C’est aussi un tournant dans la perception internationale. Après des mois d’hésitations, d’échecs en Ukraine, de blocages à Gaza et de chaos dans les discussions avec l’Iran, Trump reprend la main. Il incarne, enfin, cette image d’un président « efficace » , capable d’agir seul, au bon moment, et avec résultat. Sur le plan intérieur, à un peu plus d’un an d’élections législatives qui s’annoncent difficiles, cette séquence pourrait bien consolider son socle et renforcer son emprise sur l’appareil républicain.
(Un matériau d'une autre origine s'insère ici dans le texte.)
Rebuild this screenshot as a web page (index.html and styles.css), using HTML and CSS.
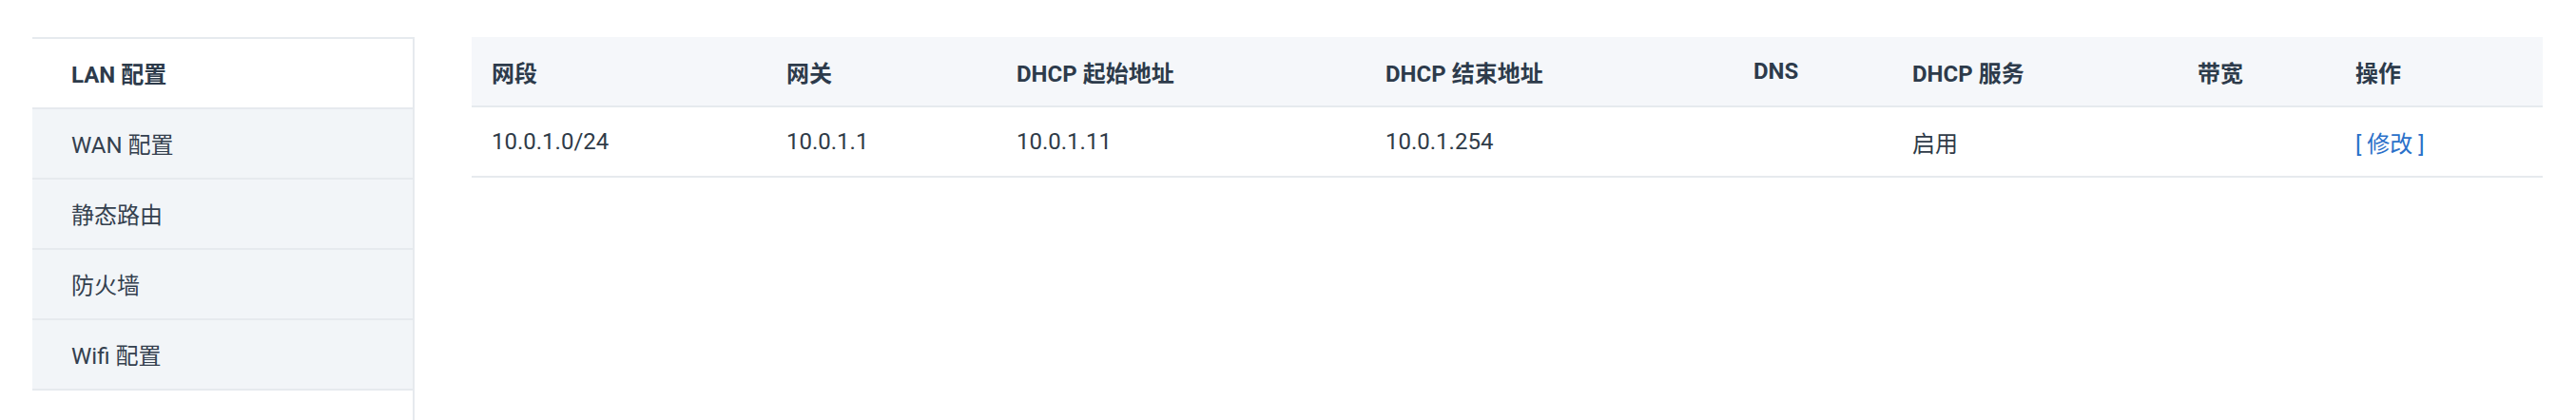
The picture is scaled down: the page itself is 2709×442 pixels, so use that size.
FILE: index.html
```html
<!DOCTYPE html>
<html lang="zh-CN">
<head>
<meta charset="utf-8">
<title>LAN 配置</title>
<link rel="stylesheet" href="styles.css">
</head>
<body>
<div class="page">
  <nav class="side">
    <div class="side-item active">LAN 配置</div>
    <div class="side-item">WAN 配置</div>
    <div class="side-item">静态路由</div>
    <div class="side-item">防火墙</div>
    <div class="side-item">Wifi 配置</div>
  </nav>
  <main class="main">
    <table class="grid">
      <colgroup>
        <col class="c1"><col class="c2"><col class="c3"><col class="c4">
        <col class="c5"><col class="c6"><col class="c7"><col class="c8">
      </colgroup>
      <thead>
        <tr>
          <th>网段</th>
          <th>网关</th>
          <th>DHCP 起始地址</th>
          <th>DHCP 结束地址</th>
          <th>DNS</th>
          <th>DHCP 服务</th>
          <th>带宽</th>
          <th>操作</th>
        </tr>
      </thead>
      <tbody>
        <tr>
          <td>10.0.1.0/24</td>
          <td>10.0.1.1</td>
          <td>10.0.1.11</td>
          <td>10.0.1.254</td>
          <td></td>
          <td>启用</td>
          <td></td>
          <td><a class="link" href="#">[ 修改 ]</a></td>
        </tr>
      </tbody>
    </table>
  </main>
</div>
</body>
</html>
```

FILE: styles.css
```css
html, body {
  margin: 0;
  padding: 0;
  background: #ffffff;
}
body {
  font-family: Roboto, "Noto Sans CJK SC", sans-serif;
  font-size: 24px;
  color: #2f3d4c;
  height: 442px;
  overflow: hidden;
}
.page {
  display: flex;
  align-items: stretch;
  padding: 39px 35px 0 34px;
  height: 442px;
  box-sizing: border-box;
  gap: 60px;
}
.side {
  width: 402px;
  flex: none;
  border-top: 2px solid #e6eaee;
  border-right: 2px solid #e6eaee;
  box-sizing: border-box;
}
.side-item {
  height: 74px;
  box-sizing: border-box;
  border-bottom: 2px solid #e6eaee;
  background: #f2f5f8;
  display: flex;
  align-items: center;
  padding: 0 0 2px 41px;
  color: #34404e;
}
.side-item.active {
  background: #ffffff;
  font-weight: 700;
  color: #2d3b4b;
}
.main {
  flex: 1;
}
.grid {
  width: 2178px;
  border-collapse: collapse;
  table-layout: fixed;
}
.c1 { width: 310px; }
.c2 { width: 242px; }
.c3 { width: 388px; }
.c4 { width: 387px; }
.c5 { width: 167px; }
.c6 { width: 300px; }
.c7 { width: 166px; }
.c8 { width: 218px; }
.grid th,
.grid td {
  height: 72px;
  padding: 0 0 0 21px;
  text-align: left;
  border-bottom: 2px solid #e6eaee;
  white-space: nowrap;
}
.grid th {
  background: #f5f7fa;
  font-weight: 700;
  color: #2d3b4b;
}
.grid td {
  font-weight: 400;
  color: #2f3b48;
}
.link {
  color: #2a70c9;
  text-decoration: none;
}
```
Car il ne faut pas s’y tromper : cette opération militaire, aussi courte fût-elle, n’est pas un simple épisode géopolitique. C’est aussi un instrument de légitimation politique. Elle renforce la figure du chef, de l’homme d’ordre, du « protecteur ». Et elle alimente, en creux, le récit autoritaire qu’il déroule depuis des mois sur le plan domestique. Moins de chaos, plus de fermeté. Moins de débats, plus de décisions. Moins de compromis, plus de verticalité.

Si le programme nucléaire iranien est réellement mis en sommeil — et il faudra le vérifier — c’est évidemment une bonne nouvelle. Mais à quel prix ? Ces frappes n’ont pas été autorisées par le Congrès. Elles n’ont pas été validées par l’ONU. Elles s’inscrivent dans une logique d’unilatéralisme assumé. Une fois encore, les États-Unis ont mené une attaque préventive, hors du droit international, contre un État souverain.

Et demain ? Que dira-t-on à Poutine s’il frappe à nouveau un voisin en affirmant qu’il y percevait une menace ? Que dira-t-on à d’autres puissances si elles décident, à leur tour, de définir elles-mêmes ce qui constitue un danger « intolérable » ? Comme je l’ai déjà écrit à plusieurs reprises, le droit international, tout comme le système multilatéral, ne sont plus que des ruines qu’on visite par habitude. Les frappes du 21 juin en offrent une illustration limpide. Et il serait naïf de croire qu’elles n’auront pas de suites.

Mais pour Trump, si le cessez-le-feu annoncé entre Israël et l’Iran tient, c’est une séquence parfaite. Il a frappé fort, vite, sans pertes, sans riposte majeure. Il a contrôlé le récit, désamorcé la crise, proclamé la paix retrouvée. Il apparaît comme le seul capable de conjuguer force et prudence, brutalité et contrôle. Et il vient d’offrir à son électorat une image dont il rêvait : celle d’un président fort, mais pas fou. Stratège, mais pas va-t’en-guerre. Rassurant à l’intérieur, redouté à l’extérieur.

Ce n’est pas seulement une victoire tactique. C’est une victoire narrative. Et à l’heure où la politique se confond de plus en plus avec la dramaturgie, c’est peut-être la plus décisive.


Romuald Sciora dirige l’Observatoire politique et géostratégique des États-Unis de l’IRIS, où il est chercheur associé. Essayiste et politologue franco-américain, il est l’auteur de nombreux ouvrages, articles et documentaires et intervient régulièrement dans les médias internationaux afin de commenter l’actualité. Il vit à New York.